Revisit your prices when:
- Your typical sale changes: A busier venue, a different crowd, or a move from outdoor to indoor selling can alter what buyers will pay.
- Your costs rise: If pitch fees, travel costs, or packing costs increase, your day-level target may need to change.
- Your stock mix changes: A table full of household clear-out items should be priced differently from a table of curated vintage or tested tools.
- The season shifts: Warm-weather categories, back-to-school stock, garden items, and giftable goods can all behave differently over the year.
- Your sell-through rate is poor: If too much stock comes home repeatedly, your pricing is likely too high, too complicated, or too optimistic for the venue.
- You are selling out too quickly: Fast sales are good, but if strong items disappear instantly with no hesitation, you may be underpricing your best stock.

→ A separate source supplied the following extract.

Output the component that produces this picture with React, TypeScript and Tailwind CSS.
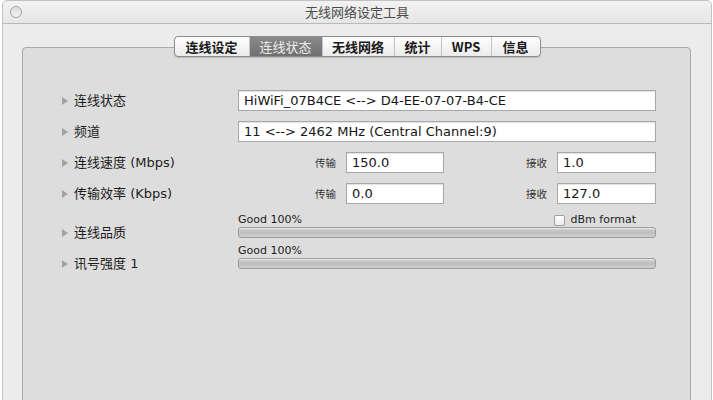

A simple after-sale review
At the end of each boot sale, take five minutes and note:
- Which items sold in the first hour
- Which categories drew interest but no purchase
- Which prices got haggled down every time
- Which bundles worked best
- What came home unsold
That short review is often more useful than trying to remember every conversation. Over a few sales, patterns emerge. You will see which items deserve firmer pricing, which ones need lower starting prices, and which categories should be bundled from the start.
Your practical action plan for the next sale
Before your next event, sort everything into four groups: clear fast, balanced, hold firmer, and bundle. Label prices clearly, especially on anything you want to protect from heavy negotiation. Keep your best items visible. Put low-value impulse buys near the front. Decide in advance what your end-of-day reductions will be so you are not improvising under pressure.
If you use one takeaway from this car boot sale pricing guide, make it this: price for the sale you are actually attending, not the one you imagine. Local buyers, event type, season, condition, and timing matter more than old purchase prices or optimistic comparisons. With a simple framework and a short review after each event, pricing becomes much less stressful and much more effective.